For all of Kenya’s business operators, however, failure to understand the laws that govern companies is not an option.
Fortunately, we, at the Filing Room Kenya, understand our country’s accounting laws very well and we’ve created this document in order to help all of this country’s businesspeople. If, however, you want to do follow our research to its source, you can access the document here.
It is a survey of global accounting regulations conducted by ARMA, the world’s leading Information Management organisation, and is backed by their world-renowned reputation.
The retention of records (also called ‘documents’)
The difference between a record and a document is very minor and often only deemed important to the industry professionals who handle both daily. However, if you would like to know what differentiates a document from a record, you can do so here.
Keeping your records is incredibly important for a number of reasons. The day-to-day recording of your business’ interactions can act as a story of the project you’ve embarked on. Those records are often useful in assessing company philosophy or for interested parties that want to document the growth of their business. Accurate records can also help your business if it ever finds it necessary to prove a certain something has happened.
What some potential entrepreneurs do not know is that it is actually also a legal requirement that you keep your company’s records.

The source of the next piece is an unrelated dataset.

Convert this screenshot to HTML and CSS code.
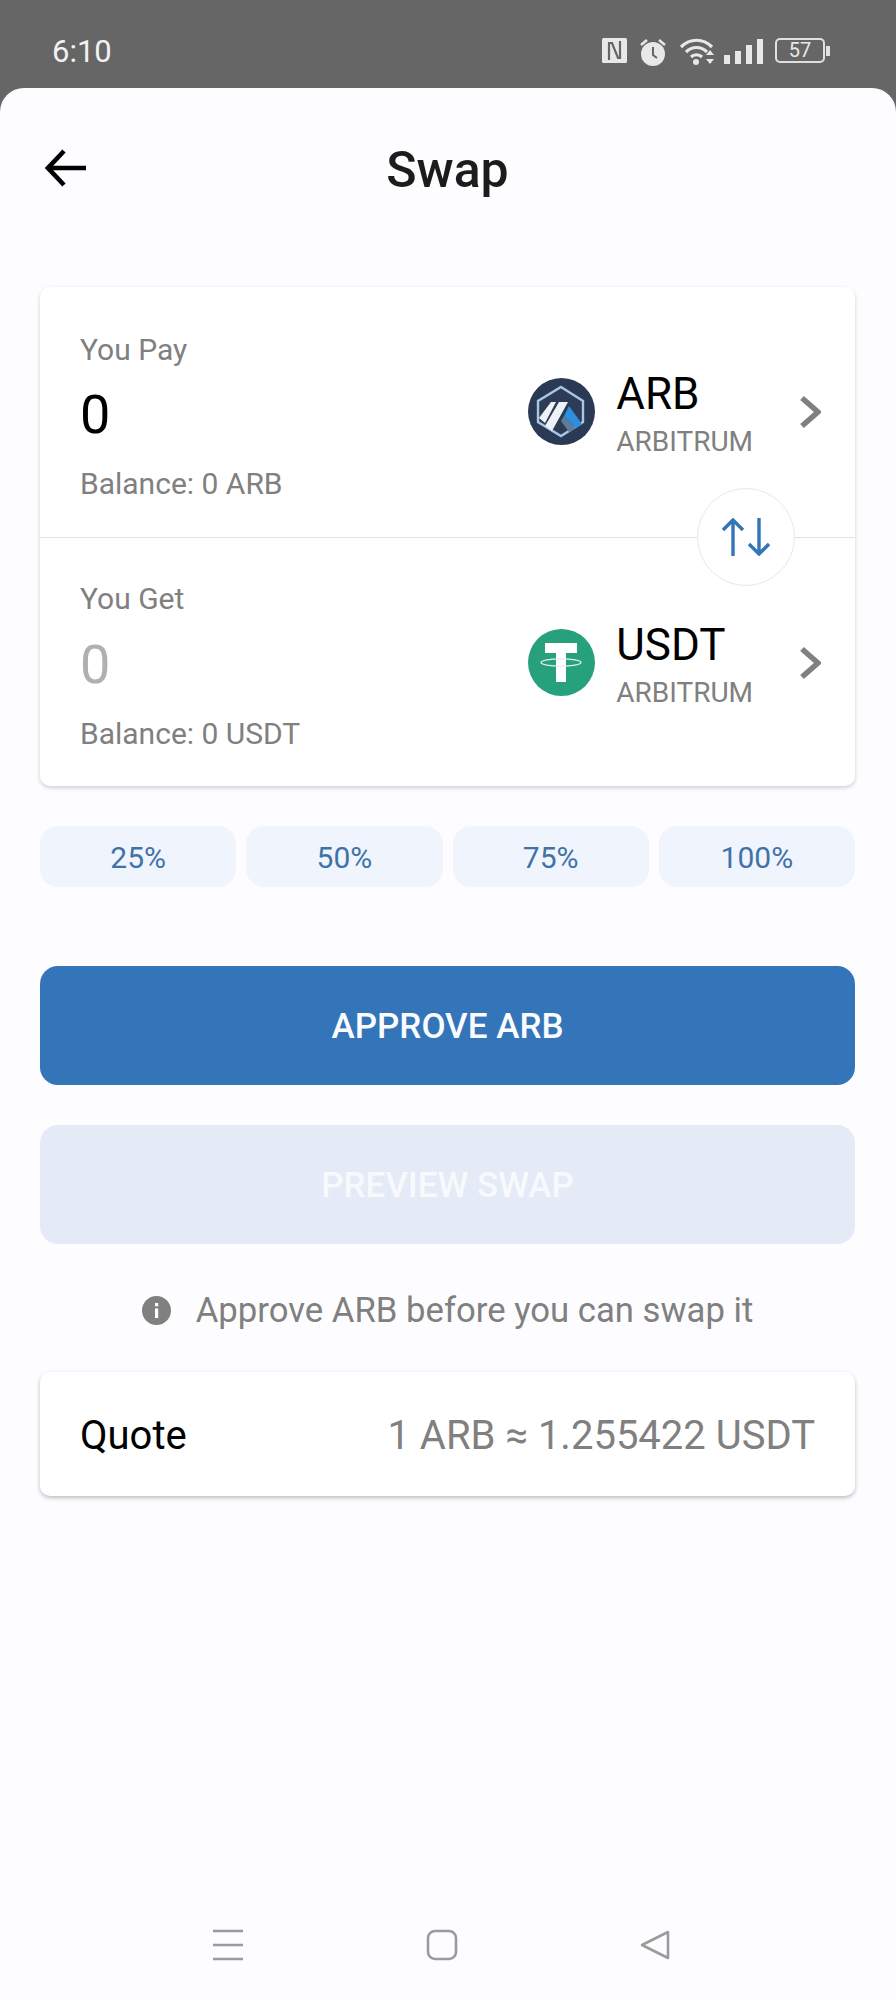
FILE: index.html
```html
<!DOCTYPE html>
<html lang="en">

<head>
  <meta charset="UTF-8">
  <meta name="viewport" content="width=device-width, initial-scale=1.0">
  <title>Swap</title>
  <link rel="stylesheet" href="styles.css">
</head>

<body>
  <div class="status">
    <span class="status__time">6:10</span>
    <div class="status__icons">
      <svg width="25" height="25" viewBox="0 0 25 25"><rect width="25" height="25" rx="1.500" fill="#e8e8e8"/><path d="M7 22V5h3l6 15h2V3" fill="none" stroke="#666" stroke-width="2.200"/></svg>
      <svg width="28" height="29" viewBox="0 0 28 29"><circle cx="14" cy="16" r="12" fill="#e8e8e8"/><path d="M14 9v8l4 3" fill="none" stroke="#666" stroke-width="2"/><path d="M2 7l6-5M26 7l-6-5" stroke="#e8e8e8" stroke-width="2.500"/></svg>
      <svg width="36" height="28" viewBox="0 0 36 28"><g fill="none" stroke="#e8e8e8" stroke-width="3.200"><path d="M2 9C11 0 24 0 33 9"/><path d="M7 14c6-6 15-6 21 0"/><path d="M12 19c3-3 8-3 11 0"/></g><circle cx="17" cy="24" r="3" fill="#e8e8e8"/><path d="M27 17l4-5 4 5zM27 21l4 5 4-5z" fill="#e8e8e8"/></svg>
      <div class="signal"><i class="s1"></i><i class="s2"></i><i class="s3"></i><i class="s4"></i></div>
      <div class="battery"><span class="battery__num">57</span></div>
    </div>
  </div>

  <div class="sheet">
    <div class="header">
      <svg class="header__back" width="41" height="38" viewBox="0 0 41 38"><path d="M19 2L3 19l16 17M3 19h38" fill="none" stroke="#000" stroke-width="4.600"/></svg>
      <h1 class="header__title">Swap</h1>
    </div>

    <div class="swap-card">
      <div class="swap-row">
        <div class="swap-row__left">
          <p class="swap-row__label">You Pay</p>
          <p class="swap-row__amount">0</p>
          <p class="swap-row__label swap-row__balance">Balance: 0 ARB</p>
        </div>
        <div class="token">
          <svg class="token__logo" viewBox="0 0 67 67">
            <circle cx="33.500" cy="33.500" r="33.500" fill="#2a3a54"/>
            <path d="M33 9l22 14v21L33 58 10 44V23z" fill="#2d3c55" stroke="#a9c6e4" stroke-width="2.400"/>
            <path d="M23 24h5L17 45l-6-5zM31 24h9L24 53l-7-5z" fill="#eef1f5"/>
            <path d="M36 38l-3 5 8 11 7-4z" fill="#5d7c9c"/>
            <path d="M41 28l13 18-6 4-12-12z" fill="#2d8fde"/>
          </svg>
          <div class="token__text">
            <span class="token__name">ARB</span>
            <span class="token__chain">ARBITRUM</span>
          </div>
          <svg class="token__arrow" width="22" height="34" viewBox="0 0 22 34"><path d="M3 3l16 14L3 31" fill="none" stroke="#808080" stroke-width="5.600"/></svg>
        </div>
      </div>

      <div class="swap-row swap-row--get">
        <div class="swap-row__left">
          <p class="swap-row__label">You Get</p>
          <p class="swap-row__amount swap-row__amount--empty">0</p>
          <p class="swap-row__label swap-row__balance">Balance: 0 USDT</p>
        </div>
        <div class="token token--get">
          <svg class="token__logo" viewBox="0 0 67 67">
            <circle cx="33.500" cy="33.500" r="33.500" fill="#26a17b"/>
            <path d="M17 14h32v10H38v29H28V24H17z" fill="#fff"/>
            <ellipse cx="33" cy="33.500" rx="20" ry="3.700" fill="none" stroke="#dff3ec" stroke-width="1.300"/>
          </svg>
          <div class="token__text">
            <span class="token__name">USDT</span>
            <span class="token__chain">ARBITRUM</span>
          </div>
          <svg class="token__arrow" width="22" height="34" viewBox="0 0 22 34"><path d="M3 3l16 14L3 31" fill="none" stroke="#808080" stroke-width="5.600"/></svg>
        </div>
      </div>

      <div class="swap-toggle">
        <svg width="48" height="38" viewBox="0 0 48 38"><path d="M11 38V2M1 12L11 2l10 10M37 0v36M27 26l10 10 10-10" fill="none" stroke="#3474b9" stroke-width="3.400"/></svg>
      </div>
    </div>

    <div class="percents">
      <button>25%</button>
      <button>50%</button>
      <button>75%</button>
      <button>100%</button>
    </div>

    <button class="btn btn--primary">APPROVE ARB</button>
    <button class="btn btn--disabled">PREVIEW SWAP</button>

    <div class="notice">
      <svg width="29" height="29" viewBox="0 0 29 29"><circle cx="14.500" cy="14.500" r="14.500" fill="#808080"/><path d="M13 12.500h3.200V22H13zM13 7h3.200v3.200H13z" fill="#fff"/></svg>
      <span>Approve ARB before you can swap it</span>
    </div>

    <div class="quote">
      <span class="quote__label">Quote</span>
      <span class="quote__value">1 ARB ≈ 1.255422 USDT</span>
    </div>

    <div class="nav">
      <svg width="32" height="32" viewBox="0 0 32 32"><path d="M1 2h30M1 16h30M1 30h30" stroke="#9b9b9b" stroke-width="2.400"/></svg>
      <svg width="32" height="32" viewBox="0 0 32 32"><rect x="2" y="2" width="28" height="28" rx="7" fill="none" stroke="#9b9b9b" stroke-width="2.600"/></svg>
      <svg width="32" height="32" viewBox="0 0 32 32"><path d="M29 3v26L3 16z" fill="none" stroke="#9b9b9b" stroke-width="2.600" stroke-linejoin="round"/></svg>
    </div>
  </div>
</body>

</html>
```

FILE: styles.css
```css
* {
  box-sizing: border-box;
}

html,
body {
  height: 100%;
}

body {
  margin: 0;
  background-color: #666;
  font-family: Roboto, "Liberation Sans", sans-serif;
  color: #000;
}

p,
h1 {
  margin: 0;
}

.status {
  display: flex;
  height: 88px;
  padding: 38px 71px 0 52px;
  justify-content: space-between;
  align-items: flex-start;
}

.status__time {
  color: #f2f2f2;
  font-size: 31px;
  line-height: 28px;
}

.status__icons {
  display: flex;
  align-items: flex-start;
  gap: 12px;
}

.signal {
  display: flex;
  align-items: flex-end;
  gap: 5px;
  height: 26px;
  margin-left: -3px;
}

.signal i {
  display: block;
  width: 6px;
  background-color: #e8e8e8;
}

.signal .s1 { height: 9px; }
.signal .s2 { height: 13px; }
.signal .s3 { height: 19px; }
.signal .s4 { height: 25px; }

.battery {
  position: relative;
  width: 50px;
  height: 25px;
  border: 2px solid #e0e0e0;
  border-radius: 5px;
  text-align: center;
}

.battery::after {
  content: "";
  position: absolute;
  right: -7px;
  top: 6px;
  width: 4px;
  height: 10px;
  background-color: #e0e0e0;
}

.battery__num {
  display: block;
  color: #e8e8e8;
  font-size: 20px;
  line-height: 21px;
}

.sheet {
  display: flex;
  flex-direction: column;
  height: 1911px;
  padding: 0 41px 0 40px;
  background-color: #fdfdff;
  border-radius: 24px 24px 0 0;
}

.header {
  position: relative;
  display: flex;
  height: 199px;
  padding-top: 50px;
  justify-content: center;
}

.header__back {
  position: absolute;
  left: 5px;
  top: 61px;
}

.header__title {
  font-size: 50px;
  font-weight: 500;
  line-height: 64px;
  color: #1c1c1c;
}

.swap-card {
  position: relative;
  background-color: #fff;
  border-radius: 10px;
  box-shadow: 0 2px 4px rgba(0, 0, 0, .18);
}

.swap-row {
  display: flex;
  height: 250px;
  padding: 45px 34px 0 40px;
  justify-content: space-between;
}

.swap-row--get {
  height: 249px;
  padding-top: 43px;
  border-top: 1px solid #e2e2e6;
}

.swap-row__label {
  font-size: 30px;
  line-height: 36px;
  color: #808080;
}

.swap-row__amount {
  margin-top: 16px;
  font-size: 54px;
  line-height: 62px;
}

.swap-row__amount--empty {
  margin-top: 17px;
  color: #b0b0b0;
}

.swap-row__balance {
  margin-top: 20px;
}

.token {
  display: flex;
  height: 128px;
  padding-top: 36px;
  align-items: center;
}

.token--get {
  height: 130px;
  padding-top: 38px;
}

.token__logo {
  width: 67px;
  height: 67px;
  margin-top: -5px;
}

.token__text {
  display: flex;
  flex-direction: column;
  margin-left: 21px;
}

.token__name {
  font-size: 44px;
  line-height: 52px;
}

.token__chain {
  margin-top: 4px;
  font-size: 28px;
  line-height: 36px;
  color: #808080;
}

.token__arrow {
  margin-left: 46px;
  margin-top: -5px;
}

.swap-toggle {
  position: absolute;
  left: 657px;
  top: 201px;
  display: flex;
  width: 98px;
  height: 98px;
  align-items: center;
  justify-content: center;
  background-color: #fff;
  border: 1px solid #e8e8ea;
  border-radius: 50%;
}

.percents {
  display: grid;
  grid-template-columns: repeat(4, 1fr);
  gap: 10px;
  margin-top: 40px;
}

.percents button {
  height: 61px;
  padding-top: 2px;
  border: none;
  border-radius: 18px;
  background-color: #f0f4fc;
  color: #3f73a8;
  font-family: inherit;
  font-size: 30px;
}

.btn {
  height: 119px;
  padding-top: 3px;
  border: none;
  border-radius: 18px;
  font-family: inherit;
  font-size: 35px;
  font-weight: 500;
}

.btn--primary {
  margin-top: 79px;
  background-color: #3474b9;
  color: #fafcff;
}

.btn--disabled {
  margin-top: 40px;
  background-color: #e4eaf6;
  color: #f8f9fd;
}

.notice {
  display: flex;
  margin-top: 48px;
  height: 36px;
  align-items: center;
  justify-content: center;
  gap: 25px;
  font-size: 34.7px;
  color: #808080;
}

.quote {
  display: flex;
  height: 124px;
  margin-top: 44px;
  padding: 2px 40px 0;
  align-items: center;
  justify-content: space-between;
  background-color: #fff;
  border-radius: 10px;
  box-shadow: 0 2px 4px rgba(0, 0, 0, .25);
  font-size: 40px;
}

.quote__value {
  color: #808080;
}

.nav {
  display: flex;
  margin-top: auto;
  padding: 0 184px 38px 172px;
  justify-content: space-between;
}
```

Records are not just valuable to company directors. The Kenyan government considers them an essential asset in the well-running of the state.
Records help the government shape national corporation policy. They ensure that courts are capable of solving business disputes. And they also ensure that the government understands what factors are influencing certain areas of industry.
What is the law in Kenya?
According to Kenyan accounting law, every company must be constantly employed in the creation of proper accounting records that show and explain the company’s financial position for the most recent 3-month period.
These records must contain, though are not limited to, an assessment of day-to-day receipts and expenses as well as the documentation of assets and liabilities, inventory records as well as a statement of all goods bought and sold.
Once these records are created, they must be kept for a minimum of 7 years. This is the really important part. The government insists that all corporations keep and effectively manage their records for a seven-year period in order that Kenya’s enterprising businesses can always remain transparent.
That is the legal minimum requirement for how long your records should be kept. However, it is generally considered pertinent, amongst all elements of the business world, to keep them for much longer than that.
In cases where the Kenyan Revenue Authority suspects fraud, or if a Human Resources complaint is made, company directors may be asked for records going back as far as the company’s conception.
It falls to the company’s directors to prove their own innocence and having the correct records, effectively and appropriately managed, may prove to be a business-saving decision.
What format must these records be kept in?
The Kenyan government ensures that these records are kept for 7 years. However, depending on the document being kept, this can be in either physical (usually paper) or electronic form.
Legally, digital documents (emails and e-documents, for example) are considered an appropriate form of accounting record if they were generated, sent or received in that format, if the origin, destination and date can be surmised by that document and also that the digital format accurately represents the information found therein.
At first read, that might seem complicated. So, lets simplify it. Digital records can be kept digital if they were so when they were created, if there is a time stamp on them and so long as they are accurate.